[Start of DATA]
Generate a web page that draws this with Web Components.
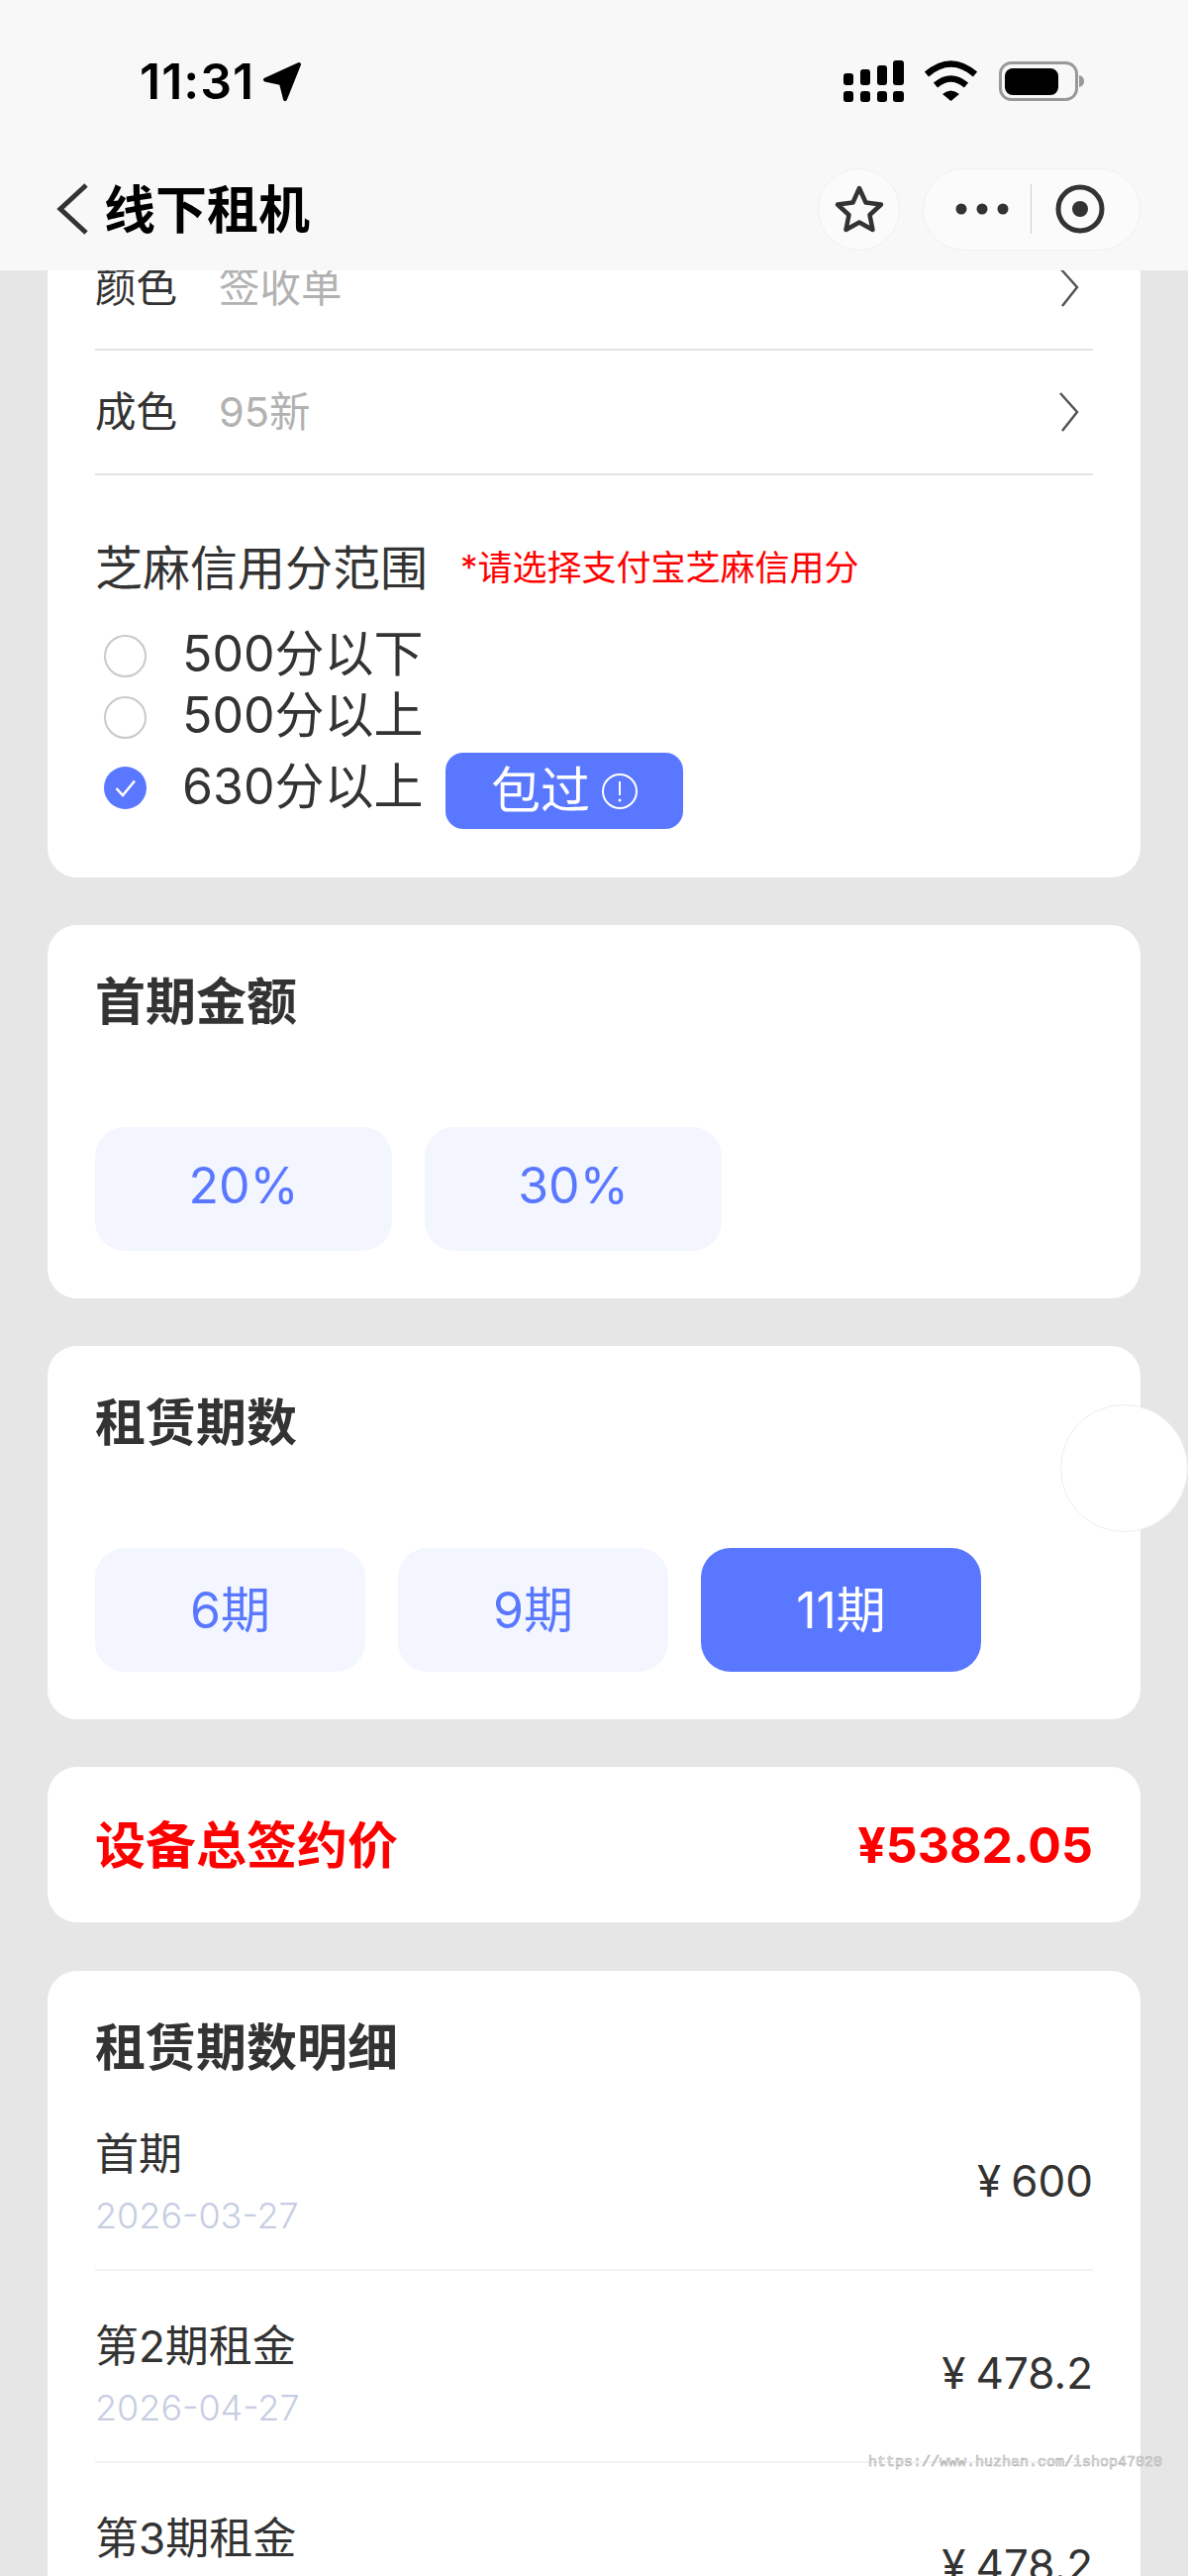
<!DOCTYPE html>
<html lang="zh">
<head>
<meta charset="utf-8">
<title>线下租机</title>
<style>
    html, body { margin: 0; background: #e6e6e6; }
    body {
        font-family: Inter, "Noto Sans CJK SC", sans-serif;
        color: #333;
    }
</style>
</head>
<body>
<rent-page>
    <status-bar slot="top"></status-bar>
    <nav-bar slot="top" title="线下租机"></nav-bar>

    <app-card style="margin-top:-45px;border-top-left-radius:0;border-top-right-radius:0;padding-bottom:49px">
        <form-row label="颜色" value="签收单"></form-row>
        <form-row label="成色" value="95新"></form-row>
        <credit-group label="芝麻信用分范围" hint="*请选择支付宝芝麻信用分">
            <radio-option>500分以下</radio-option>
            <radio-option>500分以上</radio-option>
            <radio-option checked tagged>630分以上<info-tag slot="tag">包过</info-tag></radio-option>
        </credit-group>
    </app-card>

    <app-card heading="首期金额">
        <option-list>
            <option-button style="width:300px">20%</option-button>
            <option-button style="width:300px">30%</option-button>
        </option-list>
    </app-card>

    <app-card heading="租赁期数">
        <option-list>
            <option-button style="width:273px">6期</option-button>
            <option-button style="width:273px">9期</option-button>
            <option-button style="width:283px" active>11期</option-button>
        </option-list>
    </app-card>

    <total-card label="设备总签约价" price="¥5382.05"></total-card>

    <app-card heading="租赁期数明细" flat style="margin-top:1px">
        <period-row name="首期" date="2026-03-27" price="600"></period-row>
        <period-row name="第2期租金" date="2026-04-27" price="478.2"></period-row>
        <period-row name="第3期租金" date="2026-05-27" price="478.2"></period-row>
    </app-card>

    <float-ball slot="over"></float-ball>
    <water-mark slot="over">https://www.huzhan.com/ishop47020</water-mark>
</rent-page>

<script>
class RentPage extends HTMLElement {
    constructor() {
        super();
        this.attachShadow({ mode: 'open' }).innerHTML = `
            <style>
                :host {
                    display: flex;
                    flex-direction: column;
                    position: relative;
                    height: 2601px;
                    overflow: hidden;
                    background: #e6e6e6;
                }
                .top { position: relative; z-index: 2; background: #f8f8f8; }
                .scroll {
                    flex: 1;
                    min-height: 0;
                    display: flex;
                    flex-direction: column;
                    gap: 48px;
                    padding: 0 48px;
                }
            </style>
            <div class="top"><slot name="top"></slot></div>
            <div class="scroll"><slot></slot></div>
            <slot name="over"></slot>
        `;
    }
}

class StatusBar extends HTMLElement {
    constructor() {
        super();
        this.attachShadow({ mode: 'open' }).innerHTML = `
            <style>
                :host {
                    display: flex;
                    align-items: center;
                    justify-content: space-between;
                    height: 163px;
                    padding: 0 105px 0 141px;
                    box-sizing: border-box;
                }
                .time {
                    display: flex;
                    align-items: center;
                    gap: 8px;
                    font: 600 50px/60px Inter, sans-serif;
                    letter-spacing: 1px;
                    color: #000;
                }
                svg { display: block; }
            </style>
            <div class="time">
                <span>11:31</span>
                <svg width="40" height="40" viewBox="0 0 40 40">
                    <path d="M37 3 3 18.500 19 22 23 38Z" fill="#000" stroke="#000" stroke-width="4" stroke-linejoin="round"/>
                </svg>
            </div>
            <svg width="245" height="44" viewBox="850 58 245 44">
                <g fill="#000">
                    <rect x="852" y="90" width="10" height="11" rx="3"/>
                    <rect x="869" y="90" width="10" height="11" rx="3"/>
                    <rect x="886" y="90" width="10" height="11" rx="3"/>
                    <rect x="902" y="90" width="11" height="11" rx="3"/>
                    <rect x="852" y="72" width="10" height="12" rx="3"/>
                    <rect x="869" y="68" width="10" height="16" rx="3"/>
                    <rect x="886" y="64" width="10" height="20" rx="3"/>
                    <rect x="902" y="59" width="11" height="25" rx="3"/>
                </g>
                <g fill="none" stroke="#000" stroke-width="6.500">
                    <path d="M936 73Q960.500 52 985 73"/>
                    <path d="M945 84Q960.500 71 976 84"/>
                </g>
                <path d="M952 93Q960.500 86 969 93L960.500 100Z" fill="#000"/>
                <rect x="1010.500" y="61.500" width="77" height="37" rx="11" fill="none" stroke="#999" stroke-width="3"/>
                <rect x="1015" y="67" width="54" height="27" rx="8" fill="#000"/>
                <path d="M1090 74Q1095 75 1095 80Q1095 85 1090 86Z" fill="#999"/>
            </svg>
        `;
    }
}

class NavBar extends HTMLElement {
    constructor() {
        super();
        this.attachShadow({ mode: 'open' }).innerHTML = `
            <style>
                :host {
                    display: flex;
                    align-items: center;
                    height: 110px;
                    padding: 0 48px 14px 56px;
                    box-sizing: border-box;
                }
                svg { display: block; }
                h1 {
                    margin: 0 0 4px 15px;
                    flex: 1;
                    font: 600 52px/70px "Noto Sans CJK SC", sans-serif;
                    color: #000;
                }
                .star, .capsule {
                    height: 83px;
                    box-sizing: border-box;
                    background: #fbfbfb;
                    border: 1px solid #f0f0f0;
                    display: flex;
                    align-items: center;
                    justify-content: center;
                }
                .star { width: 83px; border-radius: 50%; margin-right: 23px; }
                .capsule { width: 220px; border-radius: 42px; }
            </style>
            <svg width="34" height="54" viewBox="0 0 34 54">
                <path d="M31 3 5 27 31 51" fill="none" stroke="#333" stroke-width="5"/>
            </svg>
            <h1>${this.getAttribute('title')}</h1>
            <div class="star">
                <svg width="52" height="50" viewBox="0 0 52 50">
                    <path d="M26 4 32.500 18.500 48 20.500 36.500 31 39.500 46 26 38.500 12.500 46 15.500 31 4 20.500 19.500 18.500Z"
                        fill="none" stroke="#333" stroke-width="4.500" stroke-linejoin="round"/>
                </svg>
            </div>
            <div class="capsule">
                <svg width="218" height="60" viewBox="0 0 218 60">
                    <g fill="#333">
                        <circle cx="38" cy="30" r="5.500"/>
                        <circle cx="59" cy="30" r="5.500"/>
                        <circle cx="80" cy="30" r="5.500"/>
                        <circle cx="158" cy="30" r="8"/>
                    </g>
                    <path d="M108.500 5V55" stroke="#ccc" stroke-width="1"/>
                    <circle cx="158" cy="30" r="22" fill="none" stroke="#333" stroke-width="5"/>
                </svg>
            </div>
        `;
    }
}

class AppCard extends HTMLElement {
    constructor() {
        super();
        const heading = this.getAttribute('heading');
        this.attachShadow({ mode: 'open' }).innerHTML = `
            <style>
                :host {
                    display: block;
                    flex: none;
                    background: #fff;
                    border-radius: 30px;
                    padding: 0 48px 48px;
                }
                :host([heading]) { padding-top: 44px; }
                h2 {
                    margin: 0 0 100px;
                    font: 700 51px/60px "Noto Sans CJK SC", sans-serif;
                    color: #333;
                }
                :host([flat]) h2 { margin-bottom: 5px; }
            </style>
            ${heading ? `<h2>${heading}</h2>` : ''}
            <slot></slot>
        `;
    }
}

class FormRow extends HTMLElement {
    constructor() {
        super();
        this.attachShadow({ mode: 'open' }).innerHTML = `
            <style>
                :host {
                    display: flex;
                    align-items: center;
                    height: 126px;
                    box-sizing: border-box;
                    border-bottom: 2px solid #e3e3e3;
                    font-size: 41.500px;
                    line-height: 60px;
                }
                .label { width: 125px; color: #333; }
                .value { flex: 1; color: #b2b2b2; }
                svg { display: block; margin-right: 12px; }
            </style>
            <span class="label">${this.getAttribute('label')}</span>
            <span class="value">${this.getAttribute('value')}</span>
            <svg width="24" height="42" viewBox="0 0 24 42">
                <path d="M3 2 20 21 5 40" fill="none" stroke="#555" stroke-width="2.500"/>
            </svg>
        `;
    }
}

class CreditGroup extends HTMLElement {
    constructor() {
        super();
        this.attachShadow({ mode: 'open' }).innerHTML = `
            <style>
                :host { display: block; padding-top: 60px; }
                .head {
                    display: flex;
                    align-items: center;
                    gap: 33px;
                    height: 60px;
                    margin-bottom: 31px;
                    font-size: 48px;
                    color: #333;
                }
                .hint { font-size: 35px; color: #f00; }
            </style>
            <div class="head">
                <span>${this.getAttribute('label')}</span>
                <span class="hint">${this.getAttribute('hint')}</span>
            </div>
            <slot></slot>
        `;
    }
}

class RadioOption extends HTMLElement {
    constructor() {
        super();
        const checked = this.hasAttribute('checked');
        this.attachShadow({ mode: 'open' }).innerHTML = `
            <style>
                :host {
                    display: flex;
                    align-items: center;
                    height: 62px;
                    padding-left: 9px;
                    font-size: 50px;
                    line-height: 62px;
                    color: #333;
                }
                :host([tagged]) {
                    height: 77px;
                    margin-top: 5px;
                }
                .text { position: relative; top: -2px; }
                :host([tagged]) .dot { position: relative; top: -3px; }
                :host([tagged]) .text { top: -5px; }
                .dot { display: block; flex: none; margin-right: 36px; }
                .tag { margin-left: 23px; }
            </style>
            <svg class="dot" width="43" height="43" viewBox="0 0 43 43">
                ${checked
                    ? `<circle cx="21.500" cy="21.500" r="21.500" fill="#5a78ff"/>
                       <path d="M12.500 22 19 29 31 14.500" fill="none" stroke="#fff" stroke-width="2.500"/>`
                    : `<circle cx="21.500" cy="21.500" r="20.500" fill="#fff" stroke="#c9c9c9" stroke-width="2"/>`}
            </svg>
            <span class="text"><slot></slot></span>
            <span class="tag"><slot name="tag"></slot></span>
        `;
    }
}

class InfoTag extends HTMLElement {
    constructor() {
        super();
        this.attachShadow({ mode: 'open' }).innerHTML = `
            <style>
                :host {
                    display: flex;
                    align-items: center;
                    justify-content: center;
                    gap: 11px;
                    width: 240px;
                    height: 77px;
                    border-radius: 18px;
                    background: #5a78ff;
                    color: #fff;
                    font-size: 50px;
                    line-height: 77px;
                }
                svg { display: block; }
            </style>
            <slot></slot>
            <svg width="38" height="38" viewBox="0 0 38 38">
                <circle cx="19" cy="19" r="17" fill="none" stroke="#fff" stroke-width="2"/>
                <path d="M19 9V23" stroke="#fff" stroke-width="2"/>
                <circle cx="19" cy="28" r="1.500" fill="#fff"/>
            </svg>
        `;
    }
}

class OptionList extends HTMLElement {
    constructor() {
        super();
        this.attachShadow({ mode: 'open' }).innerHTML = `
            <style>
                :host { display: flex; gap: 33px; }
            </style>
            <slot></slot>
        `;
    }
}

class OptionButton extends HTMLElement {
    constructor() {
        super();
        this.attachShadow({ mode: 'open' }).innerHTML = `
            <style>
                :host {
                    display: flex;
                    align-items: center;
                    justify-content: center;
                    height: 125px;
                    box-sizing: border-box;
                    padding-bottom: 7px;
                    border-radius: 30px;
                    background: #f3f6ff;
                    color: #5a78ff;
                    font-size: 50px;
                }
                :host([active]) { background: #5a78ff; color: #fff; }
            </style>
            <slot></slot>
        `;
    }
}

class TotalCard extends HTMLElement {
    constructor() {
        super();
        this.attachShadow({ mode: 'open' }).innerHTML = `
            <style>
                :host {
                    display: flex;
                    flex: none;
                    align-items: center;
                    justify-content: space-between;
                    height: 157px;
                    padding: 0 48px;
                    background: #fff;
                    border-radius: 30px;
                    color: #f00;
                    font-weight: 700;
                }
                .label { font-size: 51px; padding-bottom: 6px; }
                .price { font-size: 50px; }
            </style>
            <span class="label">${this.getAttribute('label')}</span>
            <span class="price">${this.getAttribute('price')}</span>
        `;
    }
}

class PeriodRow extends HTMLElement {
    constructor() {
        super();
        this.attachShadow({ mode: 'open' }).innerHTML = `
            <style>
                :host {
                    display: flex;
                    align-items: center;
                    justify-content: space-between;
                    height: 194px;
                    box-sizing: border-box;
                    padding: 43px 0 25px;
                    border-bottom: 2px solid #f3f3f3;
                }
                .name { font-size: 44px; line-height: 66px; color: #333; }
                .date { font-size: 36px; font-weight: 300; line-height: 58px; color: #c6cde2; }
                .price { font-size: 44px; color: #333; padding-bottom: 5px; }
                .yen { margin-right: 10px; }
            </style>
            <div>
                <div class="name">${this.getAttribute('name')}</div>
                <div class="date">${this.getAttribute('date')}</div>
            </div>
            <div class="price"><span class="yen">¥</span>${this.getAttribute('price')}</div>
        `;
    }
}

class FloatBall extends HTMLElement {
    constructor() {
        super();
        this.attachShadow({ mode: 'open' }).innerHTML = `
            <style>
                :host {
                    position: absolute;
                    left: 1071px;
                    top: 1418px;
                    width: 129px;
                    height: 129px;
                    box-sizing: border-box;
                    border: 1px solid #eee;
                    border-radius: 50%;
                    background: #fff;
                }
            </style>
        `;
    }
}

class WaterMark extends HTMLElement {
    constructor() {
        super();
        this.attachShadow({ mode: 'open' }).innerHTML = `
            <style>
                :host {
                    position: absolute;
                    left: 877px;
                    top: 2477px;
                    font: 15px/20px "Liberation Mono", monospace;
                    white-space: nowrap;
                    color: rgba(255, 255, 255, 0.7);
                    -webkit-text-stroke: 0.6px #a8a8a8;
                }
            </style>
            <slot></slot>
        `;
    }
}

customElements.define('rent-page', RentPage);
customElements.define('status-bar', StatusBar);
customElements.define('nav-bar', NavBar);
customElements.define('app-card', AppCard);
customElements.define('form-row', FormRow);
customElements.define('credit-group', CreditGroup);
customElements.define('radio-option', RadioOption);
customElements.define('info-tag', InfoTag);
customElements.define('option-list', OptionList);
customElements.define('option-button', OptionButton);
customElements.define('total-card', TotalCard);
customElements.define('period-row', PeriodRow);
customElements.define('float-ball', FloatBall);
customElements.define('water-mark', WaterMark);
</script>
</body>
</html>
[End of DATA]
Please reproduce the listing exactly from its opening line through the line that contains "</rent-page>", both included, with all pictures omitted.

# FULL RESPONSE
Generate a web page that draws this with Web Components.
<!DOCTYPE html>
<html lang="zh">
<head>
<meta charset="utf-8">
<title>线下租机</title>
<style>
    html, body { margin: 0; background: #e6e6e6; }
    body {
        font-family: Inter, "Noto Sans CJK SC", sans-serif;
        color: #333;
    }
</style>
</head>
<body>
<rent-page>
    <status-bar slot="top"></status-bar>
    <nav-bar slot="top" title="线下租机"></nav-bar>

    <app-card style="margin-top:-45px;border-top-left-radius:0;border-top-right-radius:0;padding-bottom:49px">
        <form-row label="颜色" value="签收单"></form-row>
        <form-row label="成色" value="95新"></form-row>
        <credit-group label="芝麻信用分范围" hint="*请选择支付宝芝麻信用分">
            <radio-option>500分以下</radio-option>
            <radio-option>500分以上</radio-option>
            <radio-option checked tagged>630分以上<info-tag slot="tag">包过</info-tag></radio-option>
        </credit-group>
    </app-card>

    <app-card heading="首期金额">
        <option-list>
            <option-button style="width:300px">20%</option-button>
            <option-button style="width:300px">30%</option-button>
        </option-list>
    </app-card>

    <app-card heading="租赁期数">
        <option-list>
            <option-button style="width:273px">6期</option-button>
            <option-button style="width:273px">9期</option-button>
            <option-button style="width:283px" active>11期</option-button>
        </option-list>
    </app-card>

    <total-card label="设备总签约价" price="¥5382.05"></total-card>

    <app-card heading="租赁期数明细" flat style="margin-top:1px">
        <period-row name="首期" date="2026-03-27" price="600"></period-row>
        <period-row name="第2期租金" date="2026-04-27" price="478.2"></period-row>
        <period-row name="第3期租金" date="2026-05-27" price="478.2"></period-row>
    </app-card>

    <float-ball slot="over"></float-ball>
    <water-mark slot="over">https://www.huzhan.com/ishop47020</water-mark>
</rent-page>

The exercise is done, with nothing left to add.